Traffic levels fell considerably and the number of operating consoles were reduced accordingly; staff who left or retired were not replaced, and other BT groups moved into the building as the radio station contracted. The staff restaurant and welfare block closed and it was clear that the writing was very much on the wall for the station.

However, in 1995, the station celebrated 75 years of the service with various events designed to keep the station in the public eye, with TV reports, national press articles and the first of many staff reunions. Only 100 ships a day were currently worked on w/t, and the total establishment of staff was reduced to less than 50. Some staff were moved to other departments within BT, and in 1998 moves were made to finally close the service.

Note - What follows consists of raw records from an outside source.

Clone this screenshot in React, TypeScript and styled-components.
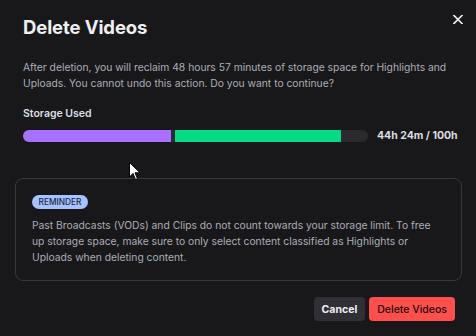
import React from "react";
import styled, { createGlobalStyle } from "styled-components";

const Global = createGlobalStyle`
  html, body { margin: 0; padding: 0; background: #18181b; }
  body { font-family: Inter, "Noto Sans", sans-serif; -webkit-font-smoothing: antialiased; }
`;

const Dialog = styled.div`
  position: relative;
  width: 476px;
  height: 336px;
  box-sizing: border-box;
  background: #18181b;
  padding: 15px 14px 0 15px;
  display: flex;
  flex-direction: column;
  overflow: hidden;
`;

const Header = styled.div`
  display: flex;
  justify-content: space-between;
  align-items: flex-start;
  padding-left: 8px;
`;

const Title = styled.h1`
  margin: 0;
  font-size: 18.5px;
  line-height: 24px;
  font-weight: 700;
  color: #efeff1;
  letter-spacing: -0.1px;
`;

const Close = styled.button`
  border: 0;
  background: transparent;
  padding: 0;
  margin: 0 -1px 0 0;
  width: 10px;
  height: 9px;
  display: flex;
  align-items: center;
  justify-content: center;
`;

const Body = styled.p`
  margin: 20px 0 0 8px;
  font-size: 10.3px;
  line-height: 16px;
  color: #adadb8;
`;

const Label = styled.div`
  margin: 15px 0 0 8px;
  font-size: 10.5px;
  line-height: 16px;
  font-weight: 600;
  color: #dedee3;
`;

const BarRow = styled.div`
  margin: 8px 0 0 8px;
  height: 12px;
  display: flex;
  align-items: center;
  gap: 9px;
`;

const Track = styled.div`
  width: 345px;
  height: 12px;
  border-radius: 6px;
  background: #2a2a2e;
  display: flex;
  overflow: hidden;
`;

const Segment = styled.div<{ $color: string; $gap?: number }>`
  height: 100%;
  background: ${(p) => p.$color};
  margin-left: ${(p) => p.$gap ?? 0}px;
`;

const Amount = styled.span`
  font-size: 10.5px;
  line-height: 12px;
  font-weight: 700;
  color: #dedee3;
  white-space: nowrap;
`;

const Reminder = styled.div`
  margin-top: 36px;
  border: 1px solid #37373d;
  border-radius: 8px;
  padding: 16px 16px 15px 16px;
  display: flex;
  flex-direction: column;
  align-items: flex-start;
  gap: 8px;
`;

const Badge = styled.span`
  display: inline-block;
  background: #a4c3ff;
  color: #1f2a44;
  font-size: 8.3px;
  font-weight: 500;
  line-height: 14px;
  padding: 0 6.5px;
  border-radius: 7px;
`;

const ReminderText = styled.p`
  margin: 0;
  font-size: 10.3px;
  line-height: 16px;
  color: #adadb8;
`;

const Footer = styled.div`
  margin-top: 16px;
  display: flex;
  justify-content: flex-end;
  gap: 4px;
  padding-right: 7px;
`;

const Button = styled.button<{ $variant: "secondary" | "danger" }>`
  border: 0;
  height: 24px;
  border-radius: 4px;
  padding: 0 8px;
  font-family: Inter, "Noto Sans", sans-serif;
  font-size: 10.5px;
  font-weight: ${(p) => (p.$variant === "danger" ? 500 : 700)};
  background: ${(p) => (p.$variant === "danger" ? "#ff4f4d" : "#2f2f35")};
  color: ${(p) => (p.$variant === "danger" ? "#1a0a0a" : "#efeff1")};
`;

const Cursor = styled.svg`
  position: absolute;
  left: 129px;
  top: 162px;
`;

export default function App() {
  const used = [
    { color: "#a970ff", width: 148, gap: 0 },
    { color: "#00db84", width: 166, gap: 4 },
  ];
  return (
    <>
      <Global />
      <Dialog>
        <Header>
          <Title>Delete Videos</Title>
          <Close aria-label="Close">
            <svg width="10" height="9" viewBox="0 0 10 9">
              <path d="M1 0.5L9 8.5M9 0.5L1 8.5" stroke="#efeff1" strokeWidth="1.6" strokeLinecap="square" />
            </svg>
          </Close>
        </Header>
        <Body>
          After deletion, you will reclaim 48 hours 57 minutes of storage space for Highlights and
          Uploads. You cannot undo this action. Do you want to continue?
        </Body>
        <Label>Storage Used</Label>
        <BarRow>
          <Track>
            {used.map((s, i) => (
              <Segment key={i} $color={s.color} $gap={s.gap} style={{ width: s.width }} />
            ))}
          </Track>
          <Amount>44h 24m / 100h</Amount>
        </BarRow>
        <Reminder>
          <Badge>REMINDER</Badge>
          <ReminderText>
            Past Broadcasts (VODs) and Clips do not count towards your storage limit. To free up
            storage space, make sure to only select content classified as Highlights or Uploads
            when deleting content.
          </ReminderText>
        </Reminder>
        <Footer>
          <Button $variant="secondary">Cancel</Button>
          <Button $variant="danger">Delete Videos</Button>
        </Footer>
        <Cursor width="12" height="19" viewBox="0 0 12 19">
          <path d="M0.5 0.5L0.5 15L4 11.5L6.5 17.5L8.5 16.6L6 10.8L11 10.8Z" fill="#fff" stroke="#000" strokeWidth="1" />
        </Cursor>
      </Dialog>
    </>
  );
}
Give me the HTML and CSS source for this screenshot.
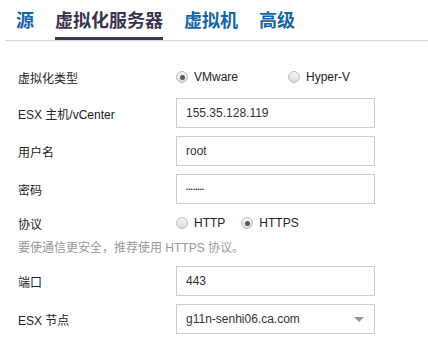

On Sunday 30th April 2000, at 1200 GMT, the last broadcast from the station took place, witnessed by a crowd of over 200 ex-staff and media reporters. Within minutes of the closure, engineers commenced work on dismantling the consoles. A sad day in many respects, and in many ways the end of an era.

The text of the last broadcast is reproduced below:


CQ CQ CQ DE GKB2/4/5/6 =

THIS IS THE LAST BROADCAST FROM PORTISHEAD RADIO. FOR 81 YEARS WE HAVE SERVED THE MARITIME COMMUNITY. WE SAY THANK YOU TO ALL THOSE WHO HAVE SUPPORTED AND USED OUR STATION. WE PAY TRIBUTE TO MARCONI WHO MADE IT ALL POSSIBLE. HIS FIRST TRANSMISSIONS ACROSS WATER WERE MADE FROM NEARBY HERE AND SO STARTED THE RADIO ERA. WE ARE PROUD TO HAVE BEEN PART OF THAT ERA. AS THIS HISTORIC TIME IN THE COMMERCIAL MESSAGING WORLD COMES TO A CLOSE THE MANAGER AND RADIO OFFICERS WISH YOU FAREWELL FROM PORTISHEAD RADIO/GKB + VA


The buildings continued to be used by other BT departments but was sold to housing developers in 2004. The station was demolished in 2007 to make way for the ‘Mulholland Park’ development, named after the former station manager Don Mulholland and his father Robert, who also worked at the station.